The production of chilled water will also undergo a major upgrade as a result of increased demands on cooling and ventilation for ALICE and the LHC. The need for doubling the cooling air-flow inside the solenoid magnet to 10,000 m3/h requires the addition of a new ventilation machine and large ventilation ducts from the surface to the cavern.

The shutdown activities have all been formulated in work packages, analysed for safety aspects and scheduled in detail. In addition, the extraction of LHC magnets through the ALICE shaft, as well as a large number of visitor groups that will come to see the experiment, will pose a big challenge to day-to-day planning for LS1.

All of these efforts will ensure that ALICE is in good shape for the three-year LHC running period after LS1, when the collaboration looks forward to heavy-ion collisions at the top LHC energy of 5.5 TeV/nucleon at luminosities in excess of 1027 Hz/cm2.

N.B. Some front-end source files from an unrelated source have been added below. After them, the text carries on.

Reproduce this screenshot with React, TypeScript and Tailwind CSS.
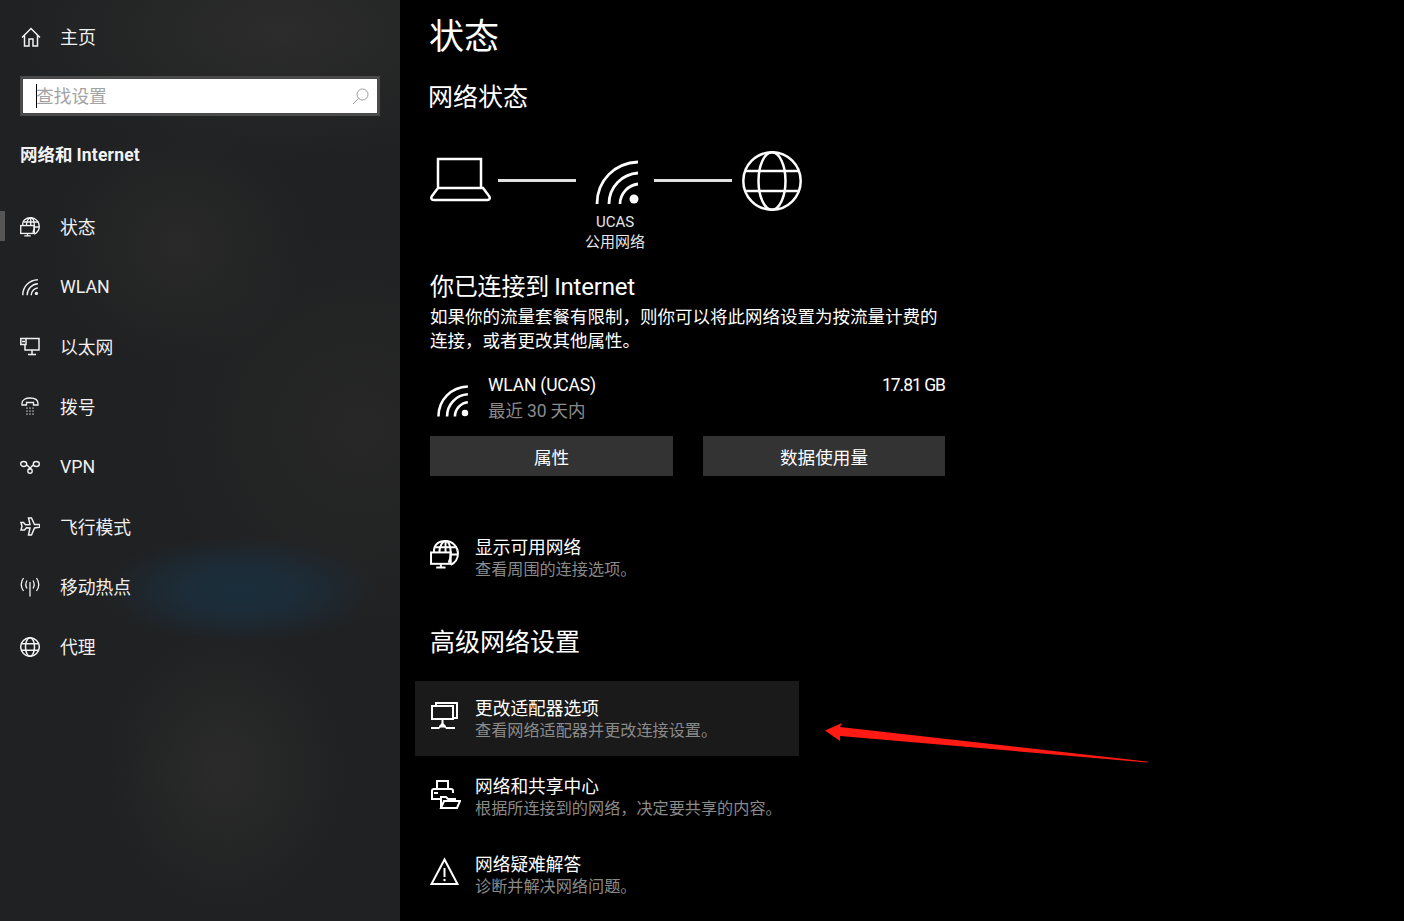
import React from "react";

const S = ({ size = 20, w = 1.2, vb = 20, children }: { size?: number; w?: number; vb?: number; children: React.ReactNode }) => (
  <svg width={size} height={size} viewBox={`0 0 ${vb} ${vb}`} fill="none" stroke="currentColor" strokeWidth={w} className="shrink-0 block">
    {children}
  </svg>
);

const L = ({ children }: { children: React.ReactNode }) => <span className="font-['Roboto',sans-serif]">{children}</span>;

const Wifi = ({ size, w }: { size: number; w: number }) => (
  <S size={size} w={w} vb={46}>
    <path d="M2 44C2 20 20 3 43 2" />
    <path d="M14 44C14 27 27 14 43 13" />
    <path d="M25 44C25 34 33 25 43 24" />
    <circle cx="39" cy="39" r="4.500" fill="currentColor" stroke="none" />
  </S>
);

const GlobeScreen = ({ size, w }: { size: number; w: number }) => (
  <S size={size} w={w} vb={28}>
    <path d="M4 12C3 5 8 1 15 1c7 0 12 6 12 12 0 5-3 9-7 11" />
    <path d="M9 12c0-6 3-11 6-11s5 5 5 11c0 4-1 8-2 10" />
    <path d="M5 7h21M20 14h7" />
    <path d="M15 1v11" />
    <rect x="1" y="12" width="19" height="11" />
    <path d="M10.500 23v3M6 26.500h9" />
  </S>
);

const icons: Record<string, React.ReactNode> = {
  status: <GlobeScreen size={20} w={1.900} />,
  wlan: <span className="block w-[17px] h-[17px] ml-[2px]"><Wifi size={17} w={3.800} /></span>,
  ethernet: (
    <S w={1.500}>
      <path d="M6 1.500h13v11.500H5V8" />
      <rect x="0.800" y="1.500" width="5.200" height="6" />
      <path d="M2 4.500h3" />
      <path d="M12 13v4M8 17.500h8" />
    </S>
  ),
  dial: (
    <S w={1.300}>
      <path d="M2 6.500C2 2.500 6 1 10 1s8 1.500 8 5.500V8h-4.500V5.500h-7V8H2z" />
      <g fill="currentColor" stroke="none">
        {[7, 10, 13].flatMap((x) => [10.500, 13.500, 16.500].map((y) => <rect key={`${x}-${y}`} x={x - 0.600} y={y} width="1.200" height="1.200" />))}
      </g>
    </S>
  ),
  vpn: (
    <S w={1.400}>
      <ellipse cx="3.700" cy="7" rx="3" ry="2.500" />
      <ellipse cx="16.300" cy="7" rx="3" ry="2.500" />
      <path d="M6.500 8c2 .5 3 2.500 4.500 4.500M13.600 8c-1.500.5-3 2.500-4.500 4.500" />
      <circle cx="10" cy="14" r="2.200" />
    </S>
  ),
  plane: (
    <S w={1.500}>
      <path d="M8.500 1h3l3 6.500h4.800c.5 0 .7 2.500 0 2.800l-4.800.7-3 7h-3l1.500-7-3.500-.3-2 2.300H1l1-3.800-1-3.700h2.500l2 2.200 4.500-.2z" />
    </S>
  ),
  hotspot: (
    <S w={1.300}>
      <path d="M3.500 1C.700 5 .700 10 3.500 14M16.500 1c2.800 4 2.800 9 0 13" />
      <path d="M7 3.500C5.500 6 5.500 9 7 11.500M13 3.500c1.500 2.500 1.500 5.500 0 8" />
      <path d="M10 5v14.500" />
    </S>
  ),
  proxy: (
    <S w={1.500}>
      <circle cx="10" cy="10" r="9.300" />
      <ellipse cx="10" cy="10" rx="4.500" ry="9.300" />
      <path d="M1.500 6.700h17M1.500 13.300h17" />
    </S>
  ),
};

const nav: [string, React.ReactNode][] = [
  ["status", "状态"],
  ["wlan", <L>WLAN</L>],
  ["ethernet", "以太网"],
  ["dial", "拨号"],
  ["vpn", <L>VPN</L>],
  ["plane", "飞行模式"],
  ["hotspot", "移动热点"],
  ["proxy", "代理"],
];

const Row = ({ icon, title, sub, active }: { icon: React.ReactNode; title: string; sub: string; active?: boolean }) => (
  <div className={`-ml-[15px] w-[384px] h-[75px] pl-[15px] pt-[16px] flex ${active ? "bg-[#1a1a1a]" : ""}`}>
    <div className="w-[45px] pt-[4px] shrink-0 text-white">{icon}</div>
    <div className="whitespace-nowrap">
      <div className="h-[22px] leading-[20px] text-[17.700px] text-white">{title}</div>
      <div className="h-[22px] leading-[20px] text-[16.150px] text-[#8a8a8a]">{sub}</div>
    </div>
  </div>
);

export default function App() {
  return (
    <div className="relative flex w-[1404px] h-[921px] overflow-hidden bg-black text-white font-['Noto_Sans_CJK_SC','Roboto',sans-serif]">
      <aside className="w-[400px] shrink-0 h-full bg-[#202122] bg-[radial-gradient(ellipse_140px_55px_at_240px_590px,#1a2e3b_0%,#1c2c38_40%,transparent_100%),radial-gradient(ellipse_120px_140px_at_225px_770px,#2b2b2b_0%,transparent_100%),radial-gradient(ellipse_130px_120px_at_180px_245px,#292929_0%,transparent_100%),radial-gradient(ellipse_260px_130px_at_280px_30px,#2c2c2c_0%,transparent_100%),radial-gradient(ellipse_200px_200px_at_360px_430px,#272727_0%,transparent_100%)]">
        <div className="h-[40px] mt-[17px] pl-[21px] flex items-center text-[#f2f2f2]">
          <S w={1.500}>
            <path d="M1 10.500 10 1.500l9 9M3.500 8.500V19h4.500v-7h4v7h4.500V8.500" />
          </S>
          <span className="ml-[19px] pb-[2px] text-[18px]">主页</span>
        </div>
        <div className="mt-[19px] ml-[20px] w-[360px] h-[40px] border-[3px] border-[#4a4a4a] bg-white flex items-center pl-[13px] pr-[8px]">
          <div className="w-px h-[24px] bg-black shrink-0" />
          <span className="-ml-px pb-[2px] text-[17.700px] text-[#a3a3a3] flex-1">查找设置</span>
          <svg width="17" height="17" viewBox="0 0 17 17" fill="none" stroke="#9a9a9a" strokeWidth="1" className="block">
            <circle cx="10.500" cy="6.500" r="5.500" />
            <path d="M6.500 10.500 1 16" />
          </svg>
        </div>
        <div className="mt-[23px] ml-[20px] h-[30px] leading-[30px] text-[17.500px] font-bold text-[#f2f2f2]">网络和 <span className="font-['Roboto',sans-serif] tracking-[0.200px]">Internet</span></div>
        <div className="mt-[28px] flex flex-col">
          {nav.map(([k, t], i) => (
            <div key={k} className="relative h-[60px] pl-[20px] flex items-center text-[#f0f0f0]">
              {i === 0 && <div className="absolute left-0 top-[14px] w-[5px] h-[30px] bg-[#555555]" />}
              <div className="w-[40px] shrink-0">{icons[k]}</div>
              <span className="pb-[2px] text-[17.800px]">{t}</span>
            </div>
          ))}
        </div>
      </aside>

      <main className="flex-1 pl-[30px]">
        <div className="h-[72px] leading-[68px] text-[35px] -ml-px">状态</div>
        <div className="mt-[8px] -ml-[2px] h-[32px] leading-[30px] text-[25px]">网络状态</div>

        <div className="mt-[38px] h-[102px] flex items-start">
          <div className="w-[62px] h-[62px] pt-[7px]">
            <svg width="62" height="46" viewBox="0 0 62 46" fill="none" stroke="#fff" strokeWidth="2.500" className="block">
              <path d="M8 30V2h43v28" />
              <path d="M8 31 2 39c-1.500 2-.5 4 1.500 4h54c2 0 3-2 1.500-4l-6-8z" />
            </svg>
          </div>
          <div className="ml-[6px] mt-[29px] w-[78px] h-[3px] bg-[#e0e0e0]" />
          <div className="w-[78px] flex flex-col items-center">
            <div className="h-[61px] pt-[10px] pl-[5px]"><Wifi size={46} w={2.800} /></div>
            <div className="h-[20px] leading-[20px] text-[15px] text-[#e6e6e6] whitespace-nowrap"><L>UCAS</L></div>
            <div className="h-[20px] leading-[20px] text-[15px] text-[#e6e6e6] whitespace-nowrap">公用网络</div>
          </div>
          <div className="mt-[29px] w-[78px] h-[3px] bg-[#e0e0e0]" />
          <div className="ml-[10px] w-[60px]">
            <svg width="60" height="60" viewBox="0 0 60 60" fill="none" stroke="#fff" strokeWidth="2.500" className="block mt-px">
              <circle cx="30" cy="30" r="28.700" />
              <ellipse cx="30" cy="30" rx="13.500" ry="28.700" />
              <path d="M4 20h52M4 40h52" />
            </svg>
          </div>
        </div>

        <div className="mt-[18px] h-[32px] leading-[30px] text-[24px] tracking-[-0.200px]">你已连接到 <L>Internet</L></div>
        <div className="mt-[2px] w-[515px] leading-[24px] text-[17.500px] text-white">
          如果你的流量套餐有限制，则你可以将此网络设置为按流量计费的连接，或者更改其他属性。
        </div>

        <div className="mt-[20px] w-[515px] h-[52px] flex">
          <div className="w-[58px] pl-[7px] pt-[13px]"><Wifi size={33} w={3.600} /></div>
          <div className="flex-1 whitespace-nowrap">
            <div className="h-[26px] leading-[24px] text-[17.500px] tracking-[-0.200px]"><L>WLAN (UCAS)</L></div>
            <div className="h-[26px] leading-[24px] text-[17.500px] text-[#8a8a8a]">最近 <L>30</L>  天内</div>
          </div>
          <div className="h-[26px] leading-[24px] text-[17.500px] tracking-[-1px]"><L>17.81 GB</L></div>
        </div>

        <div className="mt-[12px] w-[515px] flex justify-between">
          <div className="w-[243px] h-[40px] pt-[3px] bg-[#333333] flex items-center justify-center text-[17.600px]">属性</div>
          <div className="w-[242px] h-[40px] pt-[3px] bg-[#333333] flex items-center justify-center text-[17.600px]">数据使用量</div>
        </div>

        <div className="mt-[44px]">
          <Row icon={<GlobeScreen size={29} w={1.900} />} title="显示可用网络" sub="查看周围的连接选项。" />
        </div>

        <div className="mt-[30px] h-[32px] leading-[30px] text-[25px]">高级网络设置</div>

        <div className="mt-[24px] flex flex-col gap-[3px]">
          <Row
            active
            icon={
              <S size={29} w={2} vb={29}>
                <path d="M6 5V2h21v15h-4" />
                <rect x="2" y="5" width="21" height="13" />
                <path d="M12.500 18v4M1 27h8M16 27h9M9 27l3.500-4.500L16 27M9 25.500h7" />
              </S>
            }
            title="更改适配器选项"
            sub="查看网络适配器并更改连接设置。"
          />
          <Row
            icon={
              <S size={31} w={2} vb={31}>
                <path d="M7 10V2h11v8" />
                <path d="M11 20H2v-8c0-1 1-2 2-2h17c1 0 2 1 2 2v2" />
                <path d="M4 14h4" />
                <path d="M11 29V18h5l2 2h7v3" />
                <path d="M11 29h16l3-7H14z" />
              </S>
            }
            title="网络和共享中心"
            sub="根据所连接到的网络，决定要共享的内容。"
          />
          <Row
            icon={
              <S size={29} w={2} vb={29}>
                <path d="M14.500 2.500 1.500 27h26z" />
                <path d="M14.500 11v9" />
                <circle cx="14.500" cy="23" r="1.200" fill="currentColor" stroke="none" />
              </S>
            }
            title="网络疑难解答"
            sub="诊断并解决网络问题。"
          />
          <Row icon={null} title="查看网络属性" sub="" />
        </div>
      </main>

      <svg width="330" height="45" viewBox="0 0 330 45" className="absolute left-[820px] top-[720px] block">
        <path d="M5 10.500 22 3 20 7 327 41.500V42.500L20 16 20 21z" fill="#ff1a14" />
      </svg>
    </div>
  );
}
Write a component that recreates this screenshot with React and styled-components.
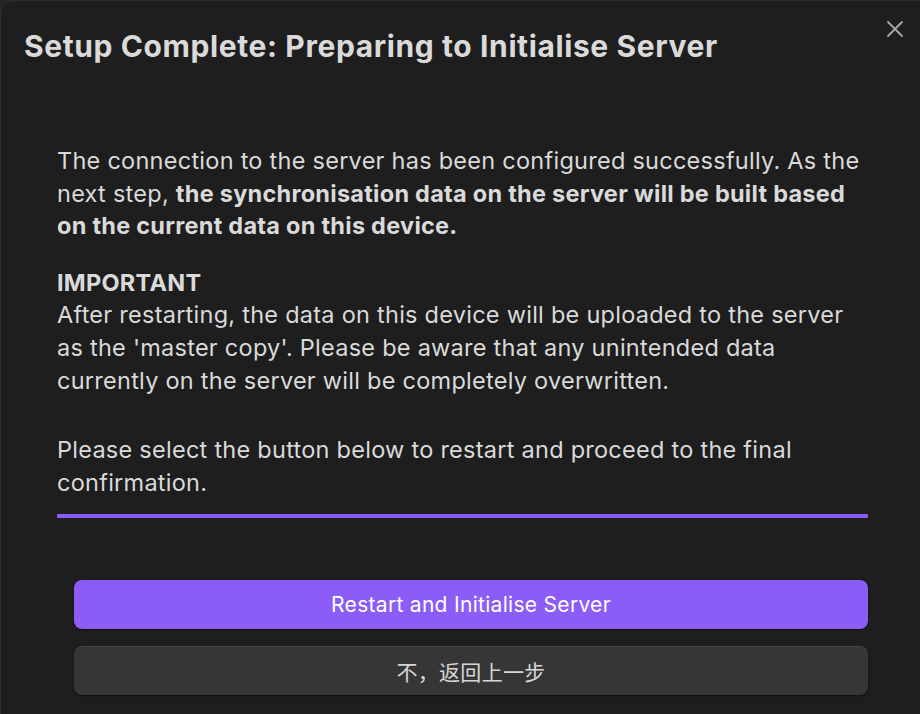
import React from "react";
import styled, { createGlobalStyle } from "styled-components";

const Global = createGlobalStyle`
  html, body { margin: 0; padding: 0; background: #262626; }
  body { font-family: Inter, "Noto Sans", "Noto Sans CJK SC", sans-serif; -webkit-font-smoothing: antialiased; }
  * { box-sizing: border-box; }
`;

const Modal = styled.div`
  position: relative;
  width: 920px;
  min-height: 714px;
  background: #1e1e1e;
  border-radius: 14px 0 0 0;
  border-top: 1px solid #2e2e2e;
  border-left: 1px solid #2e2e2e;
  overflow: hidden;
`;

const Title = styled.h1`
  margin: 0;
  padding: 27px 60px 0 23px;
  font-size: 30px;
  font-weight: 700;
  line-height: 36px;
  color: #dadada;
  letter-spacing: 0.6px;
`;

const Close = styled.button`
  position: absolute;
  top: 17px;
  right: 14px;
  width: 22px;
  height: 22px;
  padding: 0;
  border: none;
  background: transparent;
  color: #a8a8a8;
  display: flex;
  align-items: center;
  justify-content: center;
`;

const Body = styled.div`
  padding: 81px 50px 0 56px;
  color: #dadada;
  font-size: 23.5px;
  letter-spacing: 0.26px;
  line-height: 32.6px;
`;

const Para = styled.p`
  margin: 0 0 ${(p) => p.$gap ?? 24}px;
  strong { font-weight: 700; }
`;

const Heading = styled.div`
  font-weight: 700;
`;

const Rule = styled.div`
  height: 4px;
  margin: 15px 52px 0 56px;
  background: #8a5cf5;
  border-radius: 1px;
`;

const Actions = styled.div`
  display: flex;
  flex-direction: column;
  gap: 17px;
  padding: 62px 52px 0 73px;
`;

const Button = styled.button`
  height: 49px;
  border-radius: 8px;
  border: none;
  font-family: Inter, "Noto Sans CJK SC", sans-serif;
  font-size: 21px;
  letter-spacing: 0.3px;
  color: ${(p) => (p.$primary ? "#ffffff" : "#d6d6d6")};
  background: ${(p) => (p.$primary ? "#8b5cf6" : "#363636")};
  box-shadow: ${(p) =>
    p.$primary
      ? "0 1px 2px rgba(0,0,0,0.5)"
      : "inset 0 1px 0 rgba(255,255,255,0.07), 0 1px 2px rgba(0,0,0,0.5)"};
`;

export default function App() {
  return (
    <>
      <Global />
      <Modal>
        <Title>Setup Complete: Preparing to Initialise Server</Title>
        <Close aria-label="Close">
          <svg width="18" height="18" viewBox="0 0 18 18" fill="none" stroke="currentColor" strokeWidth="1.8" strokeLinecap="round">
            <path d="M2 2 L16 16 M16 2 L2 16" />
          </svg>
        </Close>
        <Body>
          <Para>
            The connection to the server has been configured successfully. As the next step,{" "}
            <strong>the synchronisation data on the server will be built based on the current data on this device.</strong>
          </Para>
          <Para $gap={37}>
            <Heading>IMPORTANT</Heading>
            After restarting, the data on this device will be uploaded to the server as the 'master copy'. Please be aware
            that any unintended data currently on the server will be completely overwritten.
          </Para>
          <Para $gap={0}>
            Please select the button below to restart and proceed to the final confirmation.
          </Para>
        </Body>
        <Rule />
        <Actions>
          <Button $primary>Restart and Initialise Server</Button>
          <Button>不，返回上一步</Button>
        </Actions>
      </Modal>
    </>
  );
}
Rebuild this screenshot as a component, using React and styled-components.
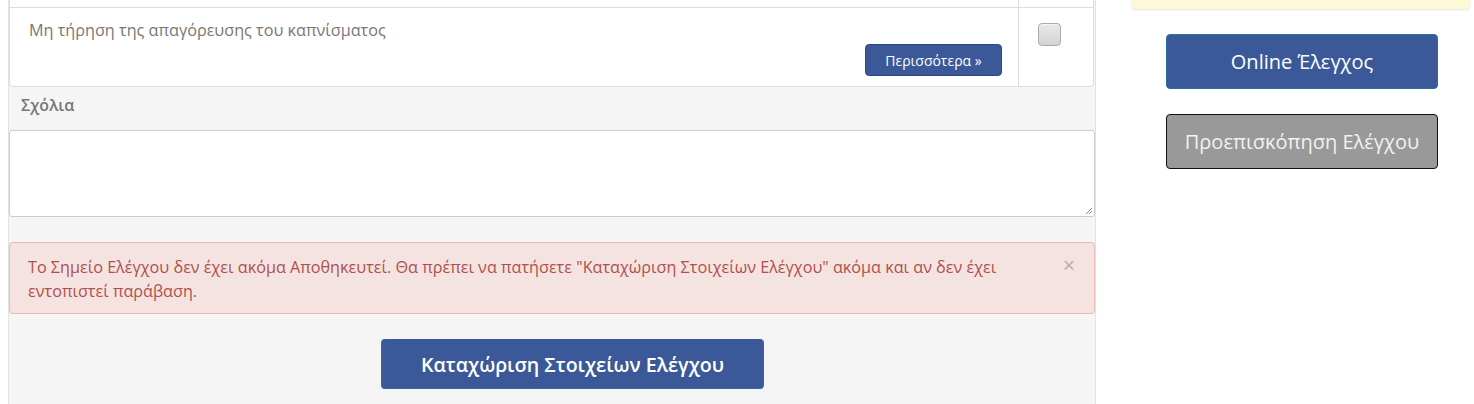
import React from "react";
import styled, { createGlobalStyle } from "styled-components";

const Global = createGlobalStyle`
  html, body { margin: 0; padding: 0; background: #fff; }
  body { font-family: "Open Sans", "Noto Sans", sans-serif; color: #333; }
  * { box-sizing: border-box; }
`;

const Page = styled.div`
  display: flex;
  align-items: flex-start;
  width: 1474px;
  height: 404px;
  overflow: hidden;
`;

const MainPanel = styled.div`
  margin-left: 8px;
  width: 1088px;
  height: 404px;
  background: #f5f5f5;
  border-left: 1px solid #e3e3e3;
  border-right: 1px solid #e3e3e3;
  display: flex;
  flex-direction: column;
`;

const Table = styled.div`
  width: 1085px;
  background: #fff;
  border: 1px solid #dddddd;
  border-top: none;
  border-radius: 0 0 4px 4px;
  display: flex;
  flex-direction: column;
`;

const Row = styled.div`
  display: grid;
  grid-template-columns: 1009px 1fr;
  height: ${(p) => p.$h}px;
  border-top: ${(p) => (p.$first ? "none" : "1px solid #dddddd")};
`;

const TextCell = styled.div`
  display: flex;
  flex-direction: column;
  padding: 11px 16px 10px 19px;
  border-right: 1px solid #dddddd;
`;

const RuleText = styled.div`
  font-size: 16.2px;
  line-height: 22px;
  color: #777;
`;

const MoreButton = styled.button`
  align-self: flex-end;
  margin-top: auto;
  height: 32px;
  width: 137px;
  border: 1px solid #2e4a80;
  border-radius: 4px;
  background: #3b5998;
  color: #fff;
  font-family: inherit;
  font-size: 14px;
  padding: 0;
`;

const CheckCell = styled.div`
  padding: 15px 0 0 19px;
`;

const CheckBox = styled.span`
  display: block;
  width: 23px;
  height: 23px;
  border: 1px solid #aaa;
  border-radius: 4px;
  background: linear-gradient(#e9e9e9, #d4d4d4);
  box-shadow: inset 0 1px 0 #f4f4f4;
`;

const Label = styled.div`
  margin: 7px 0 0 12px;
  height: 36px;
  font-size: 16px;
  font-weight: 600;
  color: #777;
  line-height: 22px;
`;

const TextArea = styled.div`
  position: relative;
  height: 87px;
  background: #fff;
  border: 1px solid #cccccc;
  border-radius: 3px;
`;

const Grip = styled.svg`
  position: absolute;
  right: 1px;
  bottom: 1px;
`;

const Alert = styled.div`
  position: relative;
  margin-top: 25px;
  height: 72px;
  padding: 12px 60px 0 18px;
  background: #f4e3e1;
  border: 1px solid #e8b8b2;
  border-radius: 4px;
  color: #b0504c;
  font-size: 16.2px;
  line-height: 24px;
`;

const Close = styled.span`
  position: absolute;
  right: 19px;
  top: 10px;
  font-size: 21px;
  line-height: 24px;
  color: #c4a9a8;
`;

const SubmitRow = styled.div`
  display: flex;
  padding: 25px 0 0 372px;
`;

const SubmitButton = styled.button`
  width: 383px;
  height: 50px;
  background: #3b5998;
  border: 1px solid #2e6da4;
  border-top-color: #3b5998;
  border-radius: 4px;
  color: #fff;
  font-family: inherit;
  font-size: 19.6px;
  font-weight: 600;
  padding: 0;
`;

const Sidebar = styled.div`
  margin-left: 36px;
  width: 338px;
  display: flex;
  flex-direction: column;
`;

const Notice = styled.div`
  height: 9px;
  background: #fdf8d6;
  border-radius: 0 0 4px 4px;
  box-shadow: 0 1px 2px rgba(0, 0, 0, 0.12);
`;

const SideButton = styled.button`
  margin: ${(p) => p.$mt}px 0 0 34px;
  width: 272px;
  height: 55px;
  border-radius: 4px;
  font-family: inherit;
  font-size: 20px;
  padding: 0;
  background: ${(p) => (p.$gray ? "#999999" : "#3b5998")};
  border: 1px solid ${(p) => (p.$gray ? "#111" : "#2b6fa3")};
  color: ${(p) => (p.$gray ? "#f2f2f2" : "#fff")};
`;

export default function App() {
  return (
    <Page>
      <Global />
      <MainPanel>
        <Table>
          <Row $h={7} $first>
            <TextCell />
            <div />
          </Row>
          <Row $h={79}>
            <TextCell>
              <RuleText>Μη τήρηση της απαγόρευσης του καπνίσματος</RuleText>
              <MoreButton>Περισσότερα »</MoreButton>
            </TextCell>
            <CheckCell>
              <CheckBox />
            </CheckCell>
          </Row>
        </Table>
        <Label>Σχόλια</Label>
        <TextArea>
          <Grip width="9" height="9" viewBox="0 0 9 9">
            <path d="M8 2 L2 8 M8 5 L5 8" stroke="#888" strokeWidth="1" />
          </Grip>
        </TextArea>
        <Alert>
          Το Σημείο Ελέγχου δεν έχει ακόμα Αποθηκευτεί. Θα πρέπει να πατήσετε
          "Καταχώριση Στοιχείων Ελέγχου" ακόμα και αν δεν έχει εντοπιστεί
          παράβαση.
          <Close>×</Close>
        </Alert>
        <SubmitRow>
          <SubmitButton>Καταχώριση Στοιχείων Ελέγχου</SubmitButton>
        </SubmitRow>
      </MainPanel>
      <Sidebar>
        <Notice />
        <SideButton $mt={25}>Online Έλεγχος</SideButton>
        <SideButton $mt={25} $gray>
          Προεπισκόπηση Ελέγχου
        </SideButton>
      </Sidebar>
    </Page>
  );
}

However, the LS1 efforts go beyond the hardware activities that are currently under way. The ALICE collaboration has plans for a major upgrade during the next long shutdown, LS2, currently scheduled for 2018. Then the entire silicon tracker will be replaced by a monolithic-pixel tracker system; the time-projection chamber will be upgraded with gaseous electron-multiplier (GEM) detectors for continuous read-out; and all of the other subdetectors and the online systems will prepare for a 100-fold increase in the number of events written to tape. With only five years to go before this major upgrade, the ALICE collaboration is also busy on this front, preparing technical design reports for submission later this year.

With a fantastic set of data already in hand, well prepared activities for LS1 underway and the prospect of a major upgrade during LS2, the ALICE collaboration is in good health and is pursuing with unwavering enthusiasm its exploration of the mysteries of the QCD phase transitions, in a scientific programme that will extend well into the next decade.